As already mentioned, capital property is taxed differently than income. For a number of policy reasons, taxable capital gains are half of the actual capital gain. This means that only half of the gain is taxed and the other half is received tax free. This is a large tax advantage. If, for example, you bought stock for $1,000 and the sold it for $10,000, the gain on the sale is $9,0000. Of the $9,000 gain, only half or $4,500 is taxable and the other $4,500 is received tax free. So, how does a taxpayer report their capital gains or losses to the Canada Revenue Agency (“CRA”)? The CRA has Form T4037 “Capital Gains” that is a partial guide for the most common issues and questions that a taxpayer may have when faced with reporting capital gains. This guide is lengthy despite it not being comprehensive.

For most people, cra capital gains and losses will be on information slips you are provided yearly, information slips you are provided yearly, including T3, 4PS, T5 and T5013. In other cases, your investment account history will provide you with the purchase and sale of securities that, if capital property, must be reported. For 2016, a few things have changed. The change that will affect almost every Canadian at some point is the reporting requirements for sales of principal residences. Before 2016, you didn’t have to report gains on sales of principal residences where you applied the principal residence exemption. After 2016, the gains on the sale of a principal residence are still tax free, but you have to report the gain to the CRA. You report your gains or losses from dispositions of capital property in the year you have disposed of the property. The reporting is one in your tax return and is due on the date your tax return is due. Schedule 3 of your T1 is where you show how you calculate your capital gains or capital losses for the year.

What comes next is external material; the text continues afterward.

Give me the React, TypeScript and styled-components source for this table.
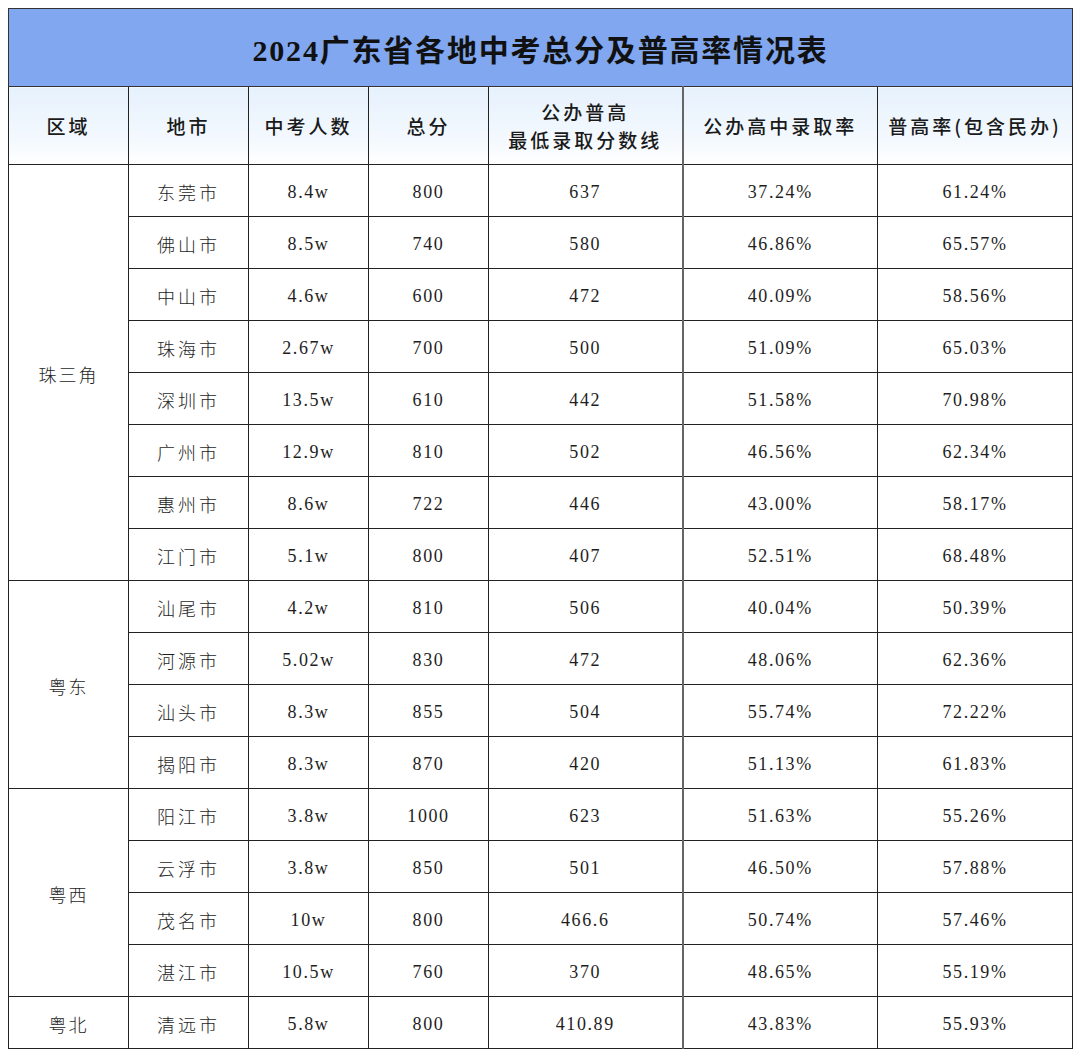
import React from "react";
import styled, { createGlobalStyle } from "styled-components";

const Global = createGlobalStyle`
  html, body { margin: 0; padding: 0; background: #ffffff; }
  body { padding: 8px 8px; }
`;

const Table = styled.table`
  border-collapse: collapse;
  table-layout: fixed;
  width: 1064px;
  color: #1e1e1e;
  font-family: "Liberation Serif", "Noto Sans CJK SC", serif;
`;

const TitleCell = styled.th`
  height: 77px;
  padding: 0;
  background: #80a7ef;
  border: 1px solid #333;
  font-family: "Liberation Serif", "Noto Sans CJK SC", serif;
  font-size: 30px;
  font-weight: 700;
  letter-spacing: 1.8px;
  text-align: center;
  color: #111;
`;

const HeadCell = styled.th<{ $heavy?: boolean }>`
  height: 77px;
  padding: 0;
  background: linear-gradient(180deg, #e6f1fc 0%, #f4f9fe 70%, #ffffff 100%);
  border: 1px solid #222;
  border-right: ${(p) => (p.$heavy ? "2px solid #666" : "1px solid #222")};
  font-family: "Noto Sans CJK SC", sans-serif;
  font-size: 19px;
  font-weight: 500;
  line-height: 28px;
  letter-spacing: 3px;
  text-align: center;
  color: #1a1a1a;
`;

const Cell = styled.td<{ $heavy?: boolean }>`
  height: 47px;
  padding: 4px 0 0;
  border: 1px solid #222;
  border-right: ${(p) => (p.$heavy ? "2px solid #666" : "1px solid #222")};
  font-family: "Liberation Serif", "Noto Sans CJK SC", serif;
  font-size: 18px;
  letter-spacing: 1.6px;
  text-align: center;
  background: #ffffff;
`;

const CityCell = styled(Cell)`
  height: 49px;
  padding: 2px 0 0;
  font-family: "Noto Sans CJK SC", sans-serif;
  font-weight: 300;
  letter-spacing: 3px;
`;

const RegionCell = styled(Cell)`
  height: 49px;
  padding: 2px 0 0;
  font-family: "Noto Sans CJK SC", sans-serif;
  font-weight: 300;
  letter-spacing: 2px;
`;

type Row = [string, string, string, string, string, string];

const groups: { region: string; rows: Row[] }[] = [
  {
    region: "珠三角",
    rows: [
      ["东莞市", "8.4w", "800", "637", "37.24%", "61.24%"],
      ["佛山市", "8.5w", "740", "580", "46.86%", "65.57%"],
      ["中山市", "4.6w", "600", "472", "40.09%", "58.56%"],
      ["珠海市", "2.67w", "700", "500", "51.09%", "65.03%"],
      ["深圳市", "13.5w", "610", "442", "51.58%", "70.98%"],
      ["广州市", "12.9w", "810", "502", "46.56%", "62.34%"],
      ["惠州市", "8.6w", "722", "446", "43.00%", "58.17%"],
      ["江门市", "5.1w", "800", "407", "52.51%", "68.48%"],
    ],
  },
  {
    region: "粤东",
    rows: [
      ["汕尾市", "4.2w", "810", "506", "40.04%", "50.39%"],
      ["河源市", "5.02w", "830", "472", "48.06%", "62.36%"],
      ["汕头市", "8.3w", "855", "504", "55.74%", "72.22%"],
      ["揭阳市", "8.3w", "870", "420", "51.13%", "61.83%"],
    ],
  },
  {
    region: "粤西",
    rows: [
      ["阳江市", "3.8w", "1000", "623", "51.63%", "55.26%"],
      ["云浮市", "3.8w", "850", "501", "46.50%", "57.88%"],
      ["茂名市", "10w", "800", "466.6", "50.74%", "57.46%"],
      ["湛江市", "10.5w", "760", "370", "48.65%", "55.19%"],
    ],
  },
  {
    region: "粤北",
    rows: [["清远市", "5.8w", "800", "410.89", "43.83%", "55.93%"]],
  },
];

export default function App() {
  return (
    <>
      <Global />
      <Table>
        <colgroup>
          <col style={{ width: 120 }} />
          <col style={{ width: 120 }} />
          <col style={{ width: 120 }} />
          <col style={{ width: 120 }} />
          <col style={{ width: 194 }} />
          <col style={{ width: 195 }} />
          <col style={{ width: 195 }} />
        </colgroup>
        <thead>
          <tr>
            <TitleCell colSpan={7}>2024广东省各地中考总分及普高率情况表</TitleCell>
          </tr>
          <tr>
            <HeadCell>区域</HeadCell>
            <HeadCell>地市</HeadCell>
            <HeadCell>中考人数</HeadCell>
            <HeadCell>总分</HeadCell>
            <HeadCell $heavy>
              公办普高
              <br />
              最低录取分数线
            </HeadCell>
            <HeadCell>公办高中录取率</HeadCell>
            <HeadCell>普高率(包含民办)</HeadCell>
          </tr>
        </thead>
        <tbody>
          {groups.map((g) =>
            g.rows.map((r, i) => (
              <tr key={g.region + r[0]}>
                {i === 0 && <RegionCell rowSpan={g.rows.length}>{g.region}</RegionCell>}
                <CityCell>{r[0]}</CityCell>
                <Cell>{r[1]}</Cell>
                <Cell>{r[2]}</Cell>
                <Cell $heavy>{r[3]}</Cell>
                <Cell>{r[4]}</Cell>
                <Cell>{r[5]}</Cell>
              </tr>
            ))
          )}
        </tbody>
      </Table>
    </>
  );
}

In order to report a capital gain or a loss, you have to know how to calculate it. There are two general components to the calculation. The first component refers to when you bought the property and is called the Adjusted Cost Base or ACB. This is the amount you paid to get the property. To this, you also add any cost or expenses that relate to your purchase of the property. Cost can include lawyer fees, commissions paid to brokers, and other costs related to you getting this property in your name.

The second is called the “proceeds of disposition” and refers to the amount you received when you sold the property. As with the ACB, you get to deduct any costs or expenses that relate to your disposition of the property. One note of caution. The proceeds of disposition is not always the amount you received on the disposition. If you have made a gift or property or sold property at a value other than fair market value to someone who is not at arm’s length (for example a relative) to you, then what you receive is not what you have to report. For example, where you have given property to a child, then even though you haven’t received any money from your child, the proceeds of disposition will be the fair market value of the property (unless an exception is available).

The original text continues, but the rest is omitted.